__Input records__
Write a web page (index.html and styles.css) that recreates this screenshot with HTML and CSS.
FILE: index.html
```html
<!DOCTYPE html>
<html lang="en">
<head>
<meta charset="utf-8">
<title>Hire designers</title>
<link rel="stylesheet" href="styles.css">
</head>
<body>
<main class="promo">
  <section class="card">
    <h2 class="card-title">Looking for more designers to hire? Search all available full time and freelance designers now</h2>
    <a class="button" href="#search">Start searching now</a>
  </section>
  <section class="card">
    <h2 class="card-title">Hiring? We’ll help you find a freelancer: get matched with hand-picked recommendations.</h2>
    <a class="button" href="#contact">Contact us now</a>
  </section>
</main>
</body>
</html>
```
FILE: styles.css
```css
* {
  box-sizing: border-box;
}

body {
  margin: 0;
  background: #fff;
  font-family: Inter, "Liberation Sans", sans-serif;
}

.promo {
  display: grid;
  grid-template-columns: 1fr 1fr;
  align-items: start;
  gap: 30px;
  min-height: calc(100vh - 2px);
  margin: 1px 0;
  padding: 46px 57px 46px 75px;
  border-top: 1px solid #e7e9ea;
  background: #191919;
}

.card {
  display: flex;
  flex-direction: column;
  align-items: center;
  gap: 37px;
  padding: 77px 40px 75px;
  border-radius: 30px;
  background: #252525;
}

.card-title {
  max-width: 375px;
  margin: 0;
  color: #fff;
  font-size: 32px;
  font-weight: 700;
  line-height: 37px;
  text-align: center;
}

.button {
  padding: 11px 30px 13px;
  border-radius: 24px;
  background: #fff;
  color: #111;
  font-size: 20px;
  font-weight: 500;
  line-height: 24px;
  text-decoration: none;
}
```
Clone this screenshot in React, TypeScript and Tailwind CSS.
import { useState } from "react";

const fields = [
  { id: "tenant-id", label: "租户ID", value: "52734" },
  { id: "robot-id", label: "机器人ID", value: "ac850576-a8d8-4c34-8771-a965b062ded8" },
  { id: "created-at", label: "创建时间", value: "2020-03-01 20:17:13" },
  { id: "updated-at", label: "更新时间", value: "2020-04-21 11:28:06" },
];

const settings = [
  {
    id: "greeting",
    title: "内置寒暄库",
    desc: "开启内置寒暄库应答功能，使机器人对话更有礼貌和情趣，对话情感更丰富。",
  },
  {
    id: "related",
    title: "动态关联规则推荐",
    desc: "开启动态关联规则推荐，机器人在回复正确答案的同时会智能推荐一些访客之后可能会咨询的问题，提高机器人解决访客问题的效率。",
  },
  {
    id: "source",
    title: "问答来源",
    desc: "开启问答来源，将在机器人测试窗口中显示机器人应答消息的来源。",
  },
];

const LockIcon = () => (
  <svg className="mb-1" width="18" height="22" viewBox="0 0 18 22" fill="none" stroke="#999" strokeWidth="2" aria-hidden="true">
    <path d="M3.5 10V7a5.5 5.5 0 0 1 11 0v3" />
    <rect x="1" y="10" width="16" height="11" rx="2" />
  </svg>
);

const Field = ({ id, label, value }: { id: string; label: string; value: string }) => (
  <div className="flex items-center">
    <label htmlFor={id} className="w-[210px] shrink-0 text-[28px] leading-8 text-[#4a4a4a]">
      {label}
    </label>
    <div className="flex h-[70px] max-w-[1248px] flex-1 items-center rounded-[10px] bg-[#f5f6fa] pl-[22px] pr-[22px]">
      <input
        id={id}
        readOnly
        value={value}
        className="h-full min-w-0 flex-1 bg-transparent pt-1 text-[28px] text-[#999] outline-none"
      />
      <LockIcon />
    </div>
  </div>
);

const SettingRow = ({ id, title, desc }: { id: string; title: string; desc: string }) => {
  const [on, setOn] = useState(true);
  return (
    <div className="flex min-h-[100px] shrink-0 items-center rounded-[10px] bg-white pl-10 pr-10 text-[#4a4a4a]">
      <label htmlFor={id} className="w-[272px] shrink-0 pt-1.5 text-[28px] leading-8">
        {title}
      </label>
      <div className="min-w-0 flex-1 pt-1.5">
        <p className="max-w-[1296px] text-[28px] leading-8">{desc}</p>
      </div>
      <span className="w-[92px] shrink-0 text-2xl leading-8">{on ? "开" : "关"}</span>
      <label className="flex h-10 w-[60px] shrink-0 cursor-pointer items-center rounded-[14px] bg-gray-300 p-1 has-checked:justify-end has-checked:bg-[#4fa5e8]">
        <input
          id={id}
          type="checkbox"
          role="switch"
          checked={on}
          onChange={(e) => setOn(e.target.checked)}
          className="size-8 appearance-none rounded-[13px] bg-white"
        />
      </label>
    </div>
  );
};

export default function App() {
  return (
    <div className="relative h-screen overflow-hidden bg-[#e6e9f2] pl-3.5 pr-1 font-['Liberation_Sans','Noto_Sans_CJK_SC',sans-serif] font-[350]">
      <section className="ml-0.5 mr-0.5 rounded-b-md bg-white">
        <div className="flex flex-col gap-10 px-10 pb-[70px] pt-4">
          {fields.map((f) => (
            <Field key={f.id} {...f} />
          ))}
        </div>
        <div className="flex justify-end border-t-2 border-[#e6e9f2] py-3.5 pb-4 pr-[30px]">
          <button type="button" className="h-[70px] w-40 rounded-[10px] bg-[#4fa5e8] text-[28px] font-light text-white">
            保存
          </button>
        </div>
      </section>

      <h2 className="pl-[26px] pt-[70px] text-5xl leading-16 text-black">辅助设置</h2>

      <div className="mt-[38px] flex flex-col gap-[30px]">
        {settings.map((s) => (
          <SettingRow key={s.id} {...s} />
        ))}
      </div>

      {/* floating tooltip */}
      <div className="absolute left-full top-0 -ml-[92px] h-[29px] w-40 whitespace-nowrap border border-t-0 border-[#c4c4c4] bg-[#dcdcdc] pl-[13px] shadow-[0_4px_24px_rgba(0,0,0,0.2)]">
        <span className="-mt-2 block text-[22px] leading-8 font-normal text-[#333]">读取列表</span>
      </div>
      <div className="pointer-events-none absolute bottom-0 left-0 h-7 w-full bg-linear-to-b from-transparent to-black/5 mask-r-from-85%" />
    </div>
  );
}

__Work instructions__
Above are the records; retype every one exactly.

__Solution to this problem__
Write a web page (index.html and styles.css) that recreates this screenshot with HTML and CSS.
FILE: index.html
```html
<!DOCTYPE html>
<html lang="en">
<head>
<meta charset="utf-8">
<title>Hire designers</title>
<link rel="stylesheet" href="styles.css">
</head>
<body>
<main class="promo">
  <section class="card">
    <h2 class="card-title">Looking for more designers to hire? Search all available full time and freelance designers now</h2>
    <a class="button" href="#search">Start searching now</a>
  </section>
  <section class="card">
    <h2 class="card-title">Hiring? We’ll help you find a freelancer: get matched with hand-picked recommendations.</h2>
    <a class="button" href="#contact">Contact us now</a>
  </section>
</main>
</body>
</html>
```
FILE: styles.css
```css
* {
  box-sizing: border-box;
}

body {
  margin: 0;
  background: #fff;
  font-family: Inter, "Liberation Sans", sans-serif;
}

.promo {
  display: grid;
  grid-template-columns: 1fr 1fr;
  align-items: start;
  gap: 30px;
  min-height: calc(100vh - 2px);
  margin: 1px 0;
  padding: 46px 57px 46px 75px;
  border-top: 1px solid #e7e9ea;
  background: #191919;
}

.card {
  display: flex;
  flex-direction: column;
  align-items: center;
  gap: 37px;
  padding: 77px 40px 75px;
  border-radius: 30px;
  background: #252525;
}

.card-title {
  max-width: 375px;
  margin: 0;
  color: #fff;
  font-size: 32px;
  font-weight: 700;
  line-height: 37px;
  text-align: center;
}

.button {
  padding: 11px 30px 13px;
  border-radius: 24px;
  background: #fff;
  color: #111;
  font-size: 20px;
  font-weight: 500;
  line-height: 24px;
  text-decoration: none;
}
```
Clone this screenshot in React, TypeScript and Tailwind CSS.
import { useState } from "react";

const fields = [
  { id: "tenant-id", label: "租户ID", value: "52734" },
  { id: "robot-id", label: "机器人ID", value: "ac850576-a8d8-4c34-8771-a965b062ded8" },
  { id: "created-at", label: "创建时间", value: "2020-03-01 20:17:13" },
  { id: "updated-at", label: "更新时间", value: "2020-04-21 11:28:06" },
];

const settings = [
  {
    id: "greeting",
    title: "内置寒暄库",
    desc: "开启内置寒暄库应答功能，使机器人对话更有礼貌和情趣，对话情感更丰富。",
  },
  {
    id: "related",
    title: "动态关联规则推荐",
    desc: "开启动态关联规则推荐，机器人在回复正确答案的同时会智能推荐一些访客之后可能会咨询的问题，提高机器人解决访客问题的效率。",
  },
  {
    id: "source",
    title: "问答来源",
    desc: "开启问答来源，将在机器人测试窗口中显示机器人应答消息的来源。",
  },
];

const LockIcon = () => (
  <svg className="mb-1" width="18" height="22" viewBox="0 0 18 22" fill="none" stroke="#999" strokeWidth="2" aria-hidden="true">
    <path d="M3.5 10V7a5.5 5.5 0 0 1 11 0v3" />
    <rect x="1" y="10" width="16" height="11" rx="2" />
  </svg>
);

const Field = ({ id, label, value }: { id: string; label: string; value: string }) => (
  <div className="flex items-center">
    <label htmlFor={id} className="w-[210px] shrink-0 text-[28px] leading-8 text-[#4a4a4a]">
      {label}
    </label>
    <div className="flex h-[70px] max-w-[1248px] flex-1 items-center rounded-[10px] bg-[#f5f6fa] pl-[22px] pr-[22px]">
      <input
        id={id}
        readOnly
        value={value}
        className="h-full min-w-0 flex-1 bg-transparent pt-1 text-[28px] text-[#999] outline-none"
      />
      <LockIcon />
    </div>
  </div>
);

const SettingRow = ({ id, title, desc }: { id: string; title: string; desc: string }) => {
  const [on, setOn] = useState(true);
  return (
    <div className="flex min-h-[100px] shrink-0 items-center rounded-[10px] bg-white pl-10 pr-10 text-[#4a4a4a]">
      <label htmlFor={id} className="w-[272px] shrink-0 pt-1.5 text-[28px] leading-8">
        {title}
      </label>
      <div className="min-w-0 flex-1 pt-1.5">
        <p className="max-w-[1296px] text-[28px] leading-8">{desc}</p>
      </div>
      <span className="w-[92px] shrink-0 text-2xl leading-8">{on ? "开" : "关"}</span>
      <label className="flex h-10 w-[60px] shrink-0 cursor-pointer items-center rounded-[14px] bg-gray-300 p-1 has-checked:justify-end has-checked:bg-[#4fa5e8]">
        <input
          id={id}
          type="checkbox"
          role="switch"
          checked={on}
          onChange={(e) => setOn(e.target.checked)}
          className="size-8 appearance-none rounded-[13px] bg-white"
        />
      </label>
    </div>
  );
};

export default function App() {
  return (
    <div className="relative h-screen overflow-hidden bg-[#e6e9f2] pl-3.5 pr-1 font-['Liberation_Sans','Noto_Sans_CJK_SC',sans-serif] font-[350]">
      <section className="ml-0.5 mr-0.5 rounded-b-md bg-white">
        <div className="flex flex-col gap-10 px-10 pb-[70px] pt-4">
          {fields.map((f) => (
            <Field key={f.id} {...f} />
          ))}
        </div>
        <div className="flex justify-end border-t-2 border-[#e6e9f2] py-3.5 pb-4 pr-[30px]">
          <button type="button" className="h-[70px] w-40 rounded-[10px] bg-[#4fa5e8] text-[28px] font-light text-white">
            保存
          </button>
        </div>
      </section>

      <h2 className="pl-[26px] pt-[70px] text-5xl leading-16 text-black">辅助设置</h2>

      <div className="mt-[38px] flex flex-col gap-[30px]">
        {settings.map((s) => (
          <SettingRow key={s.id} {...s} />
        ))}
      </div>

      {/* floating tooltip */}
      <div className="absolute left-full top-0 -ml-[92px] h-[29px] w-40 whitespace-nowrap border border-t-0 border-[#c4c4c4] bg-[#dcdcdc] pl-[13px] shadow-[0_4px_24px_rgba(0,0,0,0.2)]">
        <span className="-mt-2 block text-[22px] leading-8 font-normal text-[#333]">读取列表</span>
      </div>
      <div className="pointer-events-none absolute bottom-0 left-0 h-7 w-full bg-linear-to-b from-transparent to-black/5 mask-r-from-85%" />
    </div>
  );
}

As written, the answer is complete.